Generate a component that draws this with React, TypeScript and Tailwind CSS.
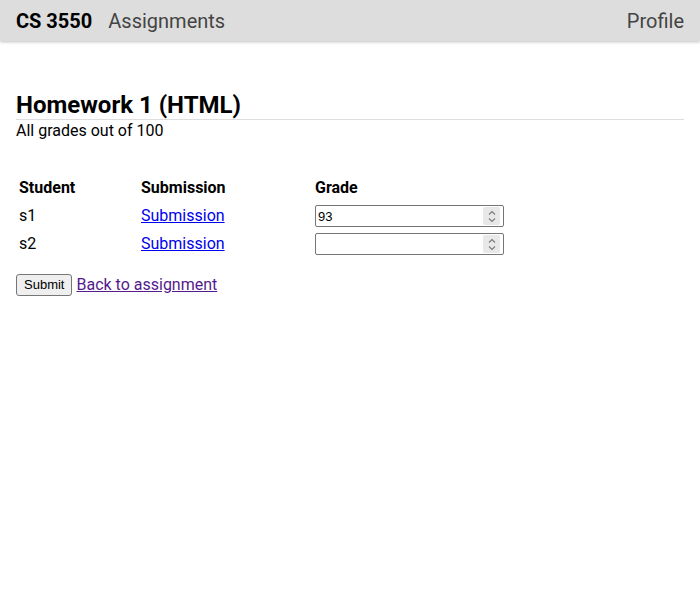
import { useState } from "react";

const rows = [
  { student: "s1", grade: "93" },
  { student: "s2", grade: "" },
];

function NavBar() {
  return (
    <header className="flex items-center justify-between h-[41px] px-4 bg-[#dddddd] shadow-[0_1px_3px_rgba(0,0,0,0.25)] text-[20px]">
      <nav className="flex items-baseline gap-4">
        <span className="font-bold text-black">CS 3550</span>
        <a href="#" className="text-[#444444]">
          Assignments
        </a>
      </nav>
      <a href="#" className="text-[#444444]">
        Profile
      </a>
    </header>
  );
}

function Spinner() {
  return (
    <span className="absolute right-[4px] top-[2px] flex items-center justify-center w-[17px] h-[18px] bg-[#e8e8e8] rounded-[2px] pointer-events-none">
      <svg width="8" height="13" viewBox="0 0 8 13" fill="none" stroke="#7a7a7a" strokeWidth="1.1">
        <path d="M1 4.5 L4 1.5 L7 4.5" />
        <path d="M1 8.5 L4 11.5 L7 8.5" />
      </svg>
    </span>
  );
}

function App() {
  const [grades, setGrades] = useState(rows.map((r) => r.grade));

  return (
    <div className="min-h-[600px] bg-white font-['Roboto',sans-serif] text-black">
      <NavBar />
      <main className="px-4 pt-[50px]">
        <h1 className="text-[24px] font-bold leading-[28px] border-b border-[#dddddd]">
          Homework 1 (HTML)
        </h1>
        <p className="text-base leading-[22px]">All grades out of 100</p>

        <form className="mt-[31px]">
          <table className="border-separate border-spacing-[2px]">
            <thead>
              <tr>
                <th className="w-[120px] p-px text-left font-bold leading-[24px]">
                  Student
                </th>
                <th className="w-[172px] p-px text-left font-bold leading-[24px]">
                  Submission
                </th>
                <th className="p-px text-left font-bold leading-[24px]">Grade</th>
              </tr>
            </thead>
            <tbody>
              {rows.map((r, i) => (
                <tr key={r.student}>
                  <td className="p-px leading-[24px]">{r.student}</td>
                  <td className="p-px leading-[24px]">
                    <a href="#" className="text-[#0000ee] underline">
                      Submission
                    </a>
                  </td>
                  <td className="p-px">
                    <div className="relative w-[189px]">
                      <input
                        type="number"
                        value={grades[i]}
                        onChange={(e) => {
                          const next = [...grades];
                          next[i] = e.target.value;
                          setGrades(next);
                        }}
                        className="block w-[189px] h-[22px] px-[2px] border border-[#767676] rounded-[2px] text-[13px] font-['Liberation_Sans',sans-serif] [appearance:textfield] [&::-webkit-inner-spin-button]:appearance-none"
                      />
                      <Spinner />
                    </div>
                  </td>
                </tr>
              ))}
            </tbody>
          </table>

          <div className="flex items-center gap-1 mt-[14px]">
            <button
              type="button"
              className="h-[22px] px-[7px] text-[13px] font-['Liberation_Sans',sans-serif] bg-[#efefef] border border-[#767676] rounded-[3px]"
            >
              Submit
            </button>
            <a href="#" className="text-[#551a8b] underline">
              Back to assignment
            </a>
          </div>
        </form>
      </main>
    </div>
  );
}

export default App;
....
> _Do this_:
Return each line from the material above exactly, but not the pictures.

> _Final result_:
Generate a component that draws this with React, TypeScript and Tailwind CSS.
import { useState } from "react";

const rows = [
  { student: "s1", grade: "93" },
  { student: "s2", grade: "" },
];

function NavBar() {
  return (
    <header className="flex items-center justify-between h-[41px] px-4 bg-[#dddddd] shadow-[0_1px_3px_rgba(0,0,0,0.25)] text-[20px]">
      <nav className="flex items-baseline gap-4">
        <span className="font-bold text-black">CS 3550</span>
        <a href="#" className="text-[#444444]">
          Assignments
        </a>
      </nav>
      <a href="#" className="text-[#444444]">
        Profile
      </a>
    </header>
  );
}

function Spinner() {
  return (
    <span className="absolute right-[4px] top-[2px] flex items-center justify-center w-[17px] h-[18px] bg-[#e8e8e8] rounded-[2px] pointer-events-none">
      <svg width="8" height="13" viewBox="0 0 8 13" fill="none" stroke="#7a7a7a" strokeWidth="1.1">
        <path d="M1 4.5 L4 1.5 L7 4.5" />
        <path d="M1 8.5 L4 11.5 L7 8.5" />
      </svg>
    </span>
  );
}

function App() {
  const [grades, setGrades] = useState(rows.map((r) => r.grade));

  return (
    <div className="min-h-[600px] bg-white font-['Roboto',sans-serif] text-black">
      <NavBar />
      <main className="px-4 pt-[50px]">
        <h1 className="text-[24px] font-bold leading-[28px] border-b border-[#dddddd]">
          Homework 1 (HTML)
        </h1>
        <p className="text-base leading-[22px]">All grades out of 100</p>

        <form className="mt-[31px]">
          <table className="border-separate border-spacing-[2px]">
            <thead>
              <tr>
                <th className="w-[120px] p-px text-left font-bold leading-[24px]">
                  Student
                </th>
                <th className="w-[172px] p-px text-left font-bold leading-[24px]">
                  Submission
                </th>
                <th className="p-px text-left font-bold leading-[24px]">Grade</th>
              </tr>
            </thead>
            <tbody>
              {rows.map((r, i) => (
                <tr key={r.student}>
                  <td className="p-px leading-[24px]">{r.student}</td>
                  <td className="p-px leading-[24px]">
                    <a href="#" className="text-[#0000ee] underline">
                      Submission
                    </a>
                  </td>
                  <td className="p-px">
                    <div className="relative w-[189px]">
                      <input
                        type="number"
                        value={grades[i]}
                        onChange={(e) => {
                          const next = [...grades];
                          next[i] = e.target.value;
                          setGrades(next);
                        }}
                        className="block w-[189px] h-[22px] px-[2px] border border-[#767676] rounded-[2px] text-[13px] font-['Liberation_Sans',sans-serif] [appearance:textfield] [&::-webkit-inner-spin-button]:appearance-none"
                      />
                      <Spinner />
                    </div>
                  </td>
                </tr>
              ))}
            </tbody>
          </table>

          <div className="flex items-center gap-1 mt-[14px]">
            <button
              type="button"
              className="h-[22px] px-[7px] text-[13px] font-['Liberation_Sans',sans-serif] bg-[#efefef] border border-[#767676] rounded-[3px]"
            >
              Submit
            </button>
            <a href="#" className="text-[#551a8b] underline">
              Back to assignment
            </a>
          </div>
        </form>
      </main>
    </div>
  );
}

export default App;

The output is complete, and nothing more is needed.